Politicians are working to bring reintroduce it after the country’s constitutional court struck it down on a technicality Friday:
On Tuesday, members of parliament supporting a new version of the measure held a press conference to announce that they would try to push a nearly identical version of the Anti Homosexuality Act through parliament within the next three days. The legislators claim to have nearly 100 of their colleagues signed up for the newest attempt to pass the law, according to government watchdog site Parliament Watch. The latest version of the law would look more or less like the old law, imposing stiff jail terms on homosexual individuals and organizations who work on LGBT rights in the country. However, there could be one addition this time: Parlimentarian Nabilah Naggayi Sempala said at the news conference that she’d like to see the law criminalize the act of heterosexual anal intercourse.

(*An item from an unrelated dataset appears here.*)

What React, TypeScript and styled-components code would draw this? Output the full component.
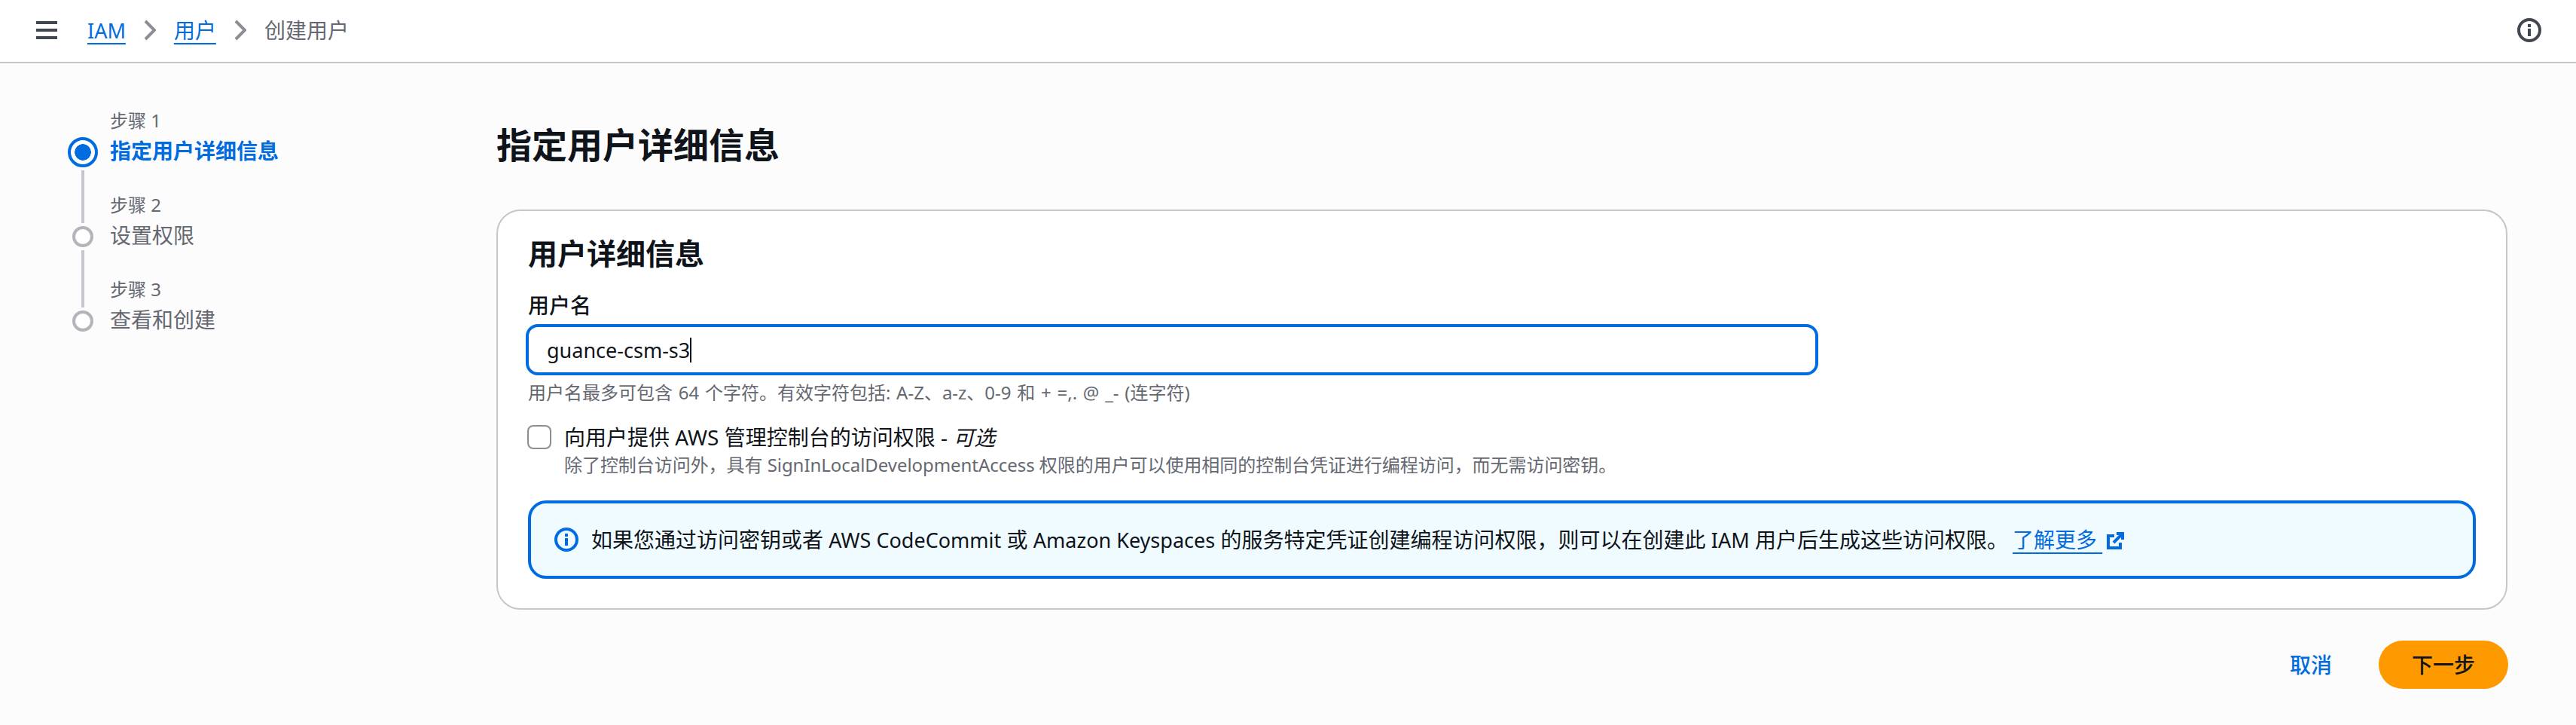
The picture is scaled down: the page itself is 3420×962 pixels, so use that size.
import styled, { createGlobalStyle } from 'styled-components';

const fontStack = '"Noto Sans", "Noto Sans CJK SC", sans-serif';

const GlobalStyle = createGlobalStyle`
  * {
    box-sizing: border-box;
  }

  body {
    margin: 0;
    background: #fcfcfc;
    color: #0f141a;
    font-family: ${fontStack};
  }
`;

const Page = styled.div`
  width: 3420px;
  height: 962px;
  overflow: hidden;
`;

const Header = styled.header`
  display: flex;
  align-items: center;
  justify-content: space-between;

  height: 84px;
  padding: 0 46px 2px 48px;

  border-bottom: 2px solid #c6c6cd;
  background: #fff;
`;

const Breadcrumbs = styled.nav`
  display: flex;
  align-items: center;

  font-size: 28px;
  line-height: 40px;
`;

const MenuButton = styled.svg`
  display: block;
  width: 28px;
  height: 24px;
  margin-right: 40px;
`;

const Chevron = styled.svg`
  display: block;
  width: 16px;
  height: 28px;
  margin: 0 24px;
`;

const Crumb = styled.a`
  color: #006ce0;
  text-decoration: underline 2px;
  text-underline-offset: 6px;
`;

const CurrentCrumb = styled.span`
  color: #656871;
`;

const TopInfo = styled.svg`
  display: block;
  width: 32px;
  height: 32px;
`;

const Latin = styled.span`
  font-size: 27px;
`;

const Body = styled.div`
  display: flex;
  padding: 60px 91px 0 90px;
`;

const Sidebar = styled.ol`
  display: flex;
  flex-direction: column;
  flex: none;

  width: 569px;
  margin: 0;
  padding: 0;

  list-style: none;
`;

const Step = styled.li<{ $height: number }>`
  display: flex;
  gap: 16px;

  height: ${p => p.$height}px;
`;

const Rail = styled.div`
  display: flex;
  flex-direction: column;
  align-items: center;
  justify-content: flex-end;

  width: 40px;
`;

const Connector = styled.span<{ $top: number }>`
  flex: 1;

  width: 4px;
  margin: ${p => p.$top}px 0 -2px;

  background: #c6c6cd;
`;

const Dot = styled.span<{ $active?: boolean }>`
  display: flex;
  flex: none;
  align-items: center;
  justify-content: center;

  height: 40px;

  &::before {
    content: '';
    display: block;
    box-sizing: border-box;
    width: ${p => (p.$active ? 40 : 28)}px;
    height: ${p => (p.$active ? 40 : 28)}px;

    border: 4px solid ${p => (p.$active ? '#006ce0' : '#b4b4bb')};
    border-radius: 50%;
    background: ${p => (p.$active ? 'radial-gradient(circle, #006ce0 10.5px, #fff 11px)' : '#fff')};
  }
`;

const StepText = styled.div`
  display: flex;
  flex-direction: column;
  justify-content: flex-end;
  gap: 4px;

  padding-bottom: 2px;
`;

const StepLabel = styled.span`
  color: #656871;
  font-size: 24px;
  line-height: 32px;
`;

const StepTitle = styled.span<{ $active?: boolean }>`
  color: ${p => (p.$active ? '#006ce0' : '#656871')};
  font-size: 28px;
  font-weight: ${p => (p.$active ? 700 : 400)};
  line-height: 40px;
`;

const Main = styled.main`
  flex: 1;
  padding-top: 20px;
`;

const PageTitle = styled.h1`
  margin: 0 0 58px;

  font-size: 47px;
  font-weight: 700;
  line-height: 56px;
`;

const Card = styled.section`
  padding: 32px 40px 39px;

  border: 2px solid #c6c6cd;
  border-radius: 32px;
  background: #fff;
`;

const CardTitle = styled.h2`
  margin: 0 0 25px;

  font-size: 39px;
  font-weight: 700;
  line-height: 48px;
`;

const FieldLabel = styled.label`
  display: block;
  margin-bottom: 5px;

  font-size: 28px;
  font-weight: 500;
  line-height: 40px;
`;

const InputBox = styled.div`
  display: flex;
  align-items: center;

  width: 1716px;
  height: 68px;
  margin-left: -3px;
  padding-left: 24px;

  border: 4px solid #006ce0;
  border-radius: 16px;
  background: #fff;

  font-size: 27px;
`;

const Caret = styled.span`
  width: 2px;
  height: 33px;
  background: #0f141a;
`;

const Hint = styled.p`
  margin: 7px 0 0;

  color: #656871;
  font-size: 24px;
  line-height: 32px;
  word-spacing: 1.5px;
`;

const CheckRow = styled.div`
  display: flex;
  gap: 17px;

  margin-top: 23px;
`;

const CheckBox = styled.span`
  flex: none;

  width: 32px;
  height: 32px;
  margin: 4px 0 0 -1px;

  border: 2px solid #8c8c94;
  border-radius: 8px;
  background: #fff;
`;

const CheckTitle = styled.div`
  font-size: 28px;
  line-height: 40px;
`;

const CheckHint = styled.div`
  margin-top: 1px;

  color: #656871;
  font-size: 24px;
  line-height: 32px;
  letter-spacing: -0.05px;
`;

const Alert = styled.div`
  display: flex;
  align-items: center;
  gap: 17px;

  height: 104px;
  margin-top: 31px;
  padding-left: 31px;

  border: 4px solid #006ce0;
  border-radius: 24px;
  background: #f0fbff;

  font-size: 28px;
  line-height: 40px;
`;

const AlertIcon = styled.svg`
  display: block;
  flex: none;
  width: 32px;
  height: 32px;
`;

const AlertLink = styled.a`
  margin-left: 6px;

  color: #006ce0;
  text-decoration: underline 2px;
  text-underline-offset: 6px;
  white-space: pre;
`;

const ExternalIcon = styled.svg`
  display: inline-block;
  width: 24px;
  height: 24px;
  margin-left: 6px;
  vertical-align: -2px;
`;

const Actions = styled.div`
  display: flex;
  align-items: center;
  justify-content: flex-end;
  gap: 62px;

  margin: 41px -1px 0 0;
`;

const TextButton = styled.button`
  padding: 0;

  border: none;
  background: none;

  color: #006ce0;
  font: 500 28px/40px ${fontStack};
`;

const PrimaryButton = styled.button`
  width: 172px;
  height: 64px;

  border: none;
  border-radius: 32px;
  background: #ff9900;

  color: #0f141a;
  font: 500 28px/40px ${fontStack};
`;

const steps = [
  { label: '步骤 1', title: '指定用户详细信息', height: 78, active: true },
  { label: '步骤 2', title: '设置权限', height: 112, top: 4 },
  { label: '步骤 3', title: '查看和创建', height: 112, top: -2 },
];

function Info({ color }: { color: string }) {
  return (
    <>
      <circle cx="16" cy="16" r="14" fill="none" stroke={color} strokeWidth="4" />
      <rect x="14" y="14" width="4" height="10" fill={color} />
      <rect x="14" y="8" width="4" height="4" fill={color} />
    </>
  );
}

function ChevronIcon() {
  return (
    <Chevron viewBox="0 0 16 28">
      <path d="M2 2l12 12L2 26" fill="none" stroke="#8c8c94" strokeWidth="4" />
    </Chevron>
  );
}

export default function App() {
  return (
    <Page>
      <GlobalStyle />
      <Header>
        <Breadcrumbs>
          <MenuButton viewBox="0 0 28 24">
            <path d="M0 2h28M0 12h28M0 22h28" stroke="#424650" strokeWidth="4" />
          </MenuButton>
          <Crumb>
            <Latin>IAM</Latin>
          </Crumb>
          <ChevronIcon />
          <Crumb>用户</Crumb>
          <ChevronIcon />
          <CurrentCrumb>创建用户</CurrentCrumb>
        </Breadcrumbs>
        <TopInfo viewBox="0 0 32 32">
          <Info color="#424650" />
        </TopInfo>
      </Header>
      <Body>
        <Sidebar>
          {steps.map(step => (
            <Step key={step.label} $height={step.height}>
              <Rail>
                {step.top !== undefined && <Connector $top={step.top} />}
                <Dot $active={step.active} />
              </Rail>
              <StepText>
                <StepLabel>{step.label}</StepLabel>
                <StepTitle $active={step.active}>{step.title}</StepTitle>
              </StepText>
            </Step>
          ))}
        </Sidebar>
        <Main>
          <PageTitle>指定用户详细信息</PageTitle>
          <Card>
            <CardTitle>用户详细信息</CardTitle>
            <FieldLabel>用户名</FieldLabel>
            <InputBox>
              guance-csm-s3
              <Caret />
            </InputBox>
            <Hint>用户名最多可包含 64 个字符。有效字符包括: A-Z、a-z、0-9 和 + =,. @ _- (连字符)</Hint>
            <CheckRow>
              <CheckBox />
              <div>
                <CheckTitle>
                  向用户提供 AWS 管理控制台的访问权限 - <em>可选</em>
                </CheckTitle>
                <CheckHint>
                  除了控制台访问外，具有 SignInLocalDevelopmentAccess 权限的用户可以使用相同的控制台凭证进行编程访问，而无需访问密钥。
                </CheckHint>
              </div>
            </CheckRow>
            <Alert>
              <AlertIcon viewBox="0 0 32 32">
                <Info color="#006ce0" />
              </AlertIcon>
              <span>
                如果您通过访问密钥或者 <Latin>AWS CodeCommit</Latin> 或 <Latin>Amazon Keyspaces</Latin> 的服务特定凭证创建编程访问权限，则可以在创建此 <Latin>IAM</Latin> 用户后生成这些访问权限。
                <AlertLink>了解更多 </AlertLink>
                <ExternalIcon viewBox="0 0 24 24">
                  <path d="M10 6H2v16h16v-7" fill="none" stroke="#006ce0" strokeWidth="4" />
                  <path d="M13 3h8v8M21 3L9 15" fill="none" stroke="#006ce0" strokeWidth="4" />
                </ExternalIcon>
              </span>
            </Alert>
          </Card>
          <Actions>
            <TextButton>取消</TextButton>
            <PrimaryButton>下一步</PrimaryButton>
          </Actions>
        </Main>
      </Body>
    </Page>
  );
}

Maybe we were too quick to seize on “actual good news.” Still, Alexis Okeowo suggests things are better for Uganda’s gays now than they were five years ago:
The court’s decision reminded me of Devine, a flamboyant, self-assured general manager for a local company, whom I met two years ago. We had a drink one evening in downtown Kampala, at a neon-lit lounge staffed by a waiter who Devine gleefully told me liked to hit on him. … “The word ‘gay’ wasn’t even mentioned five years back. Now people acknowledge that we are here. It has gotten better these days,” Devine said. He explained to some of his friends that he was gay, and, after their initial surprise, they accepted it. He and his friends could now go to Mulago, a public hospital, to get free H.I.V. testing and counselling. When he went to a clinic with a transgender friend, the doctor recorded the friend’s gender as male, even though he is biologically female. “That’s how far we’ve come,” Devine told me. At the same time, he said, “You wonder who’s watching you, and you have to pretend you’re not gay.”